Multiband elastic wave energy localization for highly amplified piezoelectric energy harvesting using trampoline metamaterials

In this study, we investigate high-performance piezoelectric energy harvesting at multiband frequencies. Previous harvesting platforms were limited to a high-frequency range and exhibited poor electrical performance. Our proposed piezoelectric energy-harvesting platform, which is based on a periodically arranged trampoline metamaterial, exhibits a remarkable electrical output at both low and high frequencies. The proposed harvesting platform broadens the bandgap induced by Bragg scattering in the high-frequency range, and the local resonance is critical in opening a wide bandgap in the low-frequency range.
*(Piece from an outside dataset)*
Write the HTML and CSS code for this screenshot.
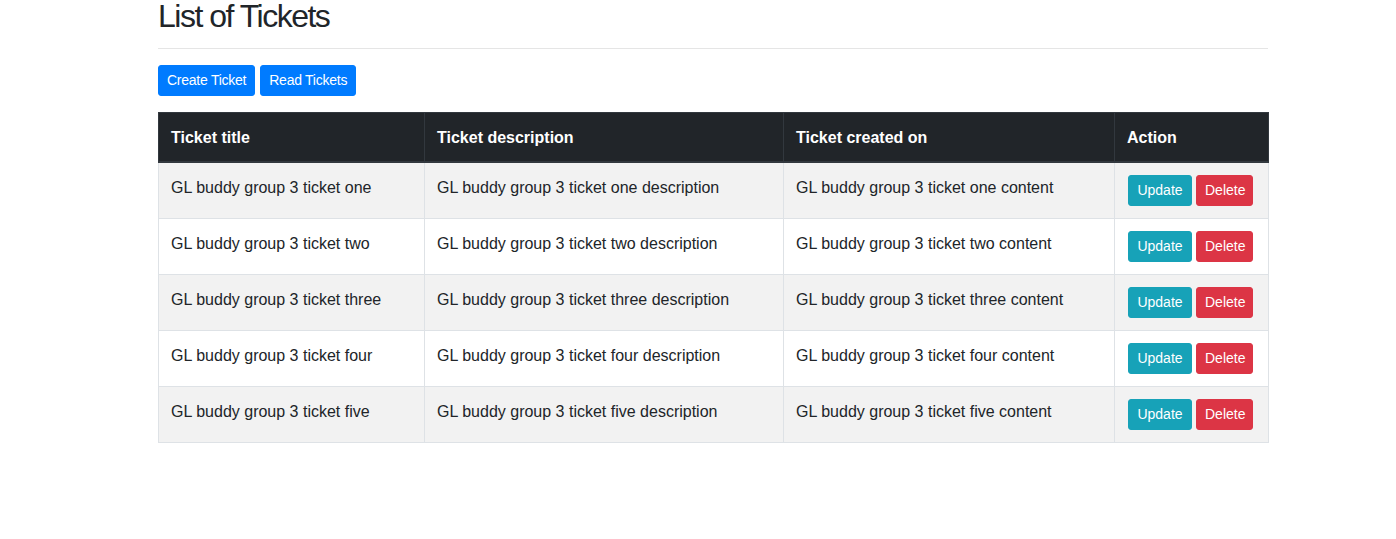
FILE: index.html
```html
<!DOCTYPE html>
<html lang="en">
<head>
<meta charset="utf-8">
<title>List of Tickets</title>
<link rel="stylesheet" href="styles.css">
</head>
<body>
<div class="container">
  <h2 class="title">List of Tickets</h2>
  <hr class="divider">
  <div class="toolbar">
    <button class="btn btn-primary">Create Ticket</button>
    <button class="btn btn-primary">Read Tickets</button>
  </div>
  <table class="table">
    <colgroup>
      <col class="c1"><col class="c2"><col class="c3"><col class="c4">
    </colgroup>
    <thead>
      <tr><th>Ticket title</th><th>Ticket description</th><th>Ticket created on</th><th>Action</th></tr>
    </thead>
    <tbody>
      <tr><td>GL buddy group 3 ticket one</td><td>GL buddy group 3 ticket one description</td><td>GL buddy group 3 ticket one content</td><td class="actions"><button class="btn btn-info">Update</button><button class="btn btn-danger">Delete</button></td></tr>
      <tr><td>GL buddy group 3 ticket two</td><td>GL buddy group 3 ticket two description</td><td>GL buddy group 3 ticket two content</td><td class="actions"><button class="btn btn-info">Update</button><button class="btn btn-danger">Delete</button></td></tr>
      <tr><td>GL buddy group 3 ticket three</td><td>GL buddy group 3 ticket three description</td><td>GL buddy group 3 ticket three content</td><td class="actions"><button class="btn btn-info">Update</button><button class="btn btn-danger">Delete</button></td></tr>
      <tr><td>GL buddy group 3 ticket four</td><td>GL buddy group 3 ticket four description</td><td>GL buddy group 3 ticket four content</td><td class="actions"><button class="btn btn-info">Update</button><button class="btn btn-danger">Delete</button></td></tr>
      <tr><td>GL buddy group 3 ticket five</td><td>GL buddy group 3 ticket five description</td><td>GL buddy group 3 ticket five content</td><td class="actions"><button class="btn btn-info">Update</button><button class="btn btn-danger">Delete</button></td></tr>
    </tbody>
  </table>
</div>
</body>
</html>
```

FILE: styles.css
```css
* { box-sizing: border-box; }
html, body { margin: 0; padding: 0; background: #fff; }
body {
  font-family: "Liberation Sans", Arial, sans-serif;
  font-size: 16px;
  line-height: 1.5;
  color: #212529;
}
.container {
  width: 1110px;
  margin-left: 158px;
}
.title {
  margin: 0;
  font-size: 32px;
  font-weight: 500;
  line-height: 32px;
  letter-spacing: -1.5px;
  color: #212529;
}
.divider {
  margin: 16px 0;
  border: 0;
  border-top: 1px solid rgba(0,0,0,.1);
  height: 0;
}
.toolbar {
  margin-bottom: 16px;
  display: flex;
  gap: 5px;
}
.toolbar .btn { letter-spacing: -0.25px; }
.btn {
  display: inline-block;
  font-family: inherit;
  font-size: 14px;
  line-height: 1.5;
  padding: 4px 8px;
  border: 1px solid transparent;
  border-radius: 3px;
  color: #fff;
  cursor: pointer;
}
.btn-primary { background: #007bff; border-color: #007bff; }
.btn-info { background: #17a2b8; border-color: #17a2b8; }
.btn-danger { background: #dc3545; border-color: #dc3545; }
.table {
  width: 1110px;
  table-layout: fixed;
  border-collapse: collapse;
  margin-bottom: 16px;
}
.c1 { width: 266px; }
.c2 { width: 359px; }
.c3 { width: 331px; }
.c4 { width: 154px; }
.table th, .table td {
  padding: 13px 12px 11px;
  text-align: left;
  vertical-align: top;
  border: 1px solid #dee2e6;
  white-space: nowrap;
}
.table td.actions {
  padding: 12px 12px 12px 13px;
}
.actions .btn-info { margin-right: 4px; width: 64px; }
.actions .btn-danger { width: 57px; }
.table thead th {
  background: #212529;
  color: #fff;
  font-weight: 700;
  border-color: #32383e;
  border-bottom-width: 2px;
}
.table tbody tr:nth-child(odd) { background: rgba(0,0,0,.05); }
```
By breaking the periodicity, we generate multiband defect states for flexural wave trapping under fundamental physical phenomena. We experimentally demonstrate flexural wave localization in the defect cavity, while a confined wave is converted into high-performing electrical energy using a piezoelectric element. We measure 1.37 V and 4.05 V as output voltage, and 24.4 & mu;W and 1.28 mW as output power at the 1st and 2nd defect modes, respectively, which are 188% and 400% compared with the bare plate. Our high-power energy-harvesting platform has potential applications as a renewable and sustainable energy source in various fields, such as structural health monitoring, signal processing, and sensors.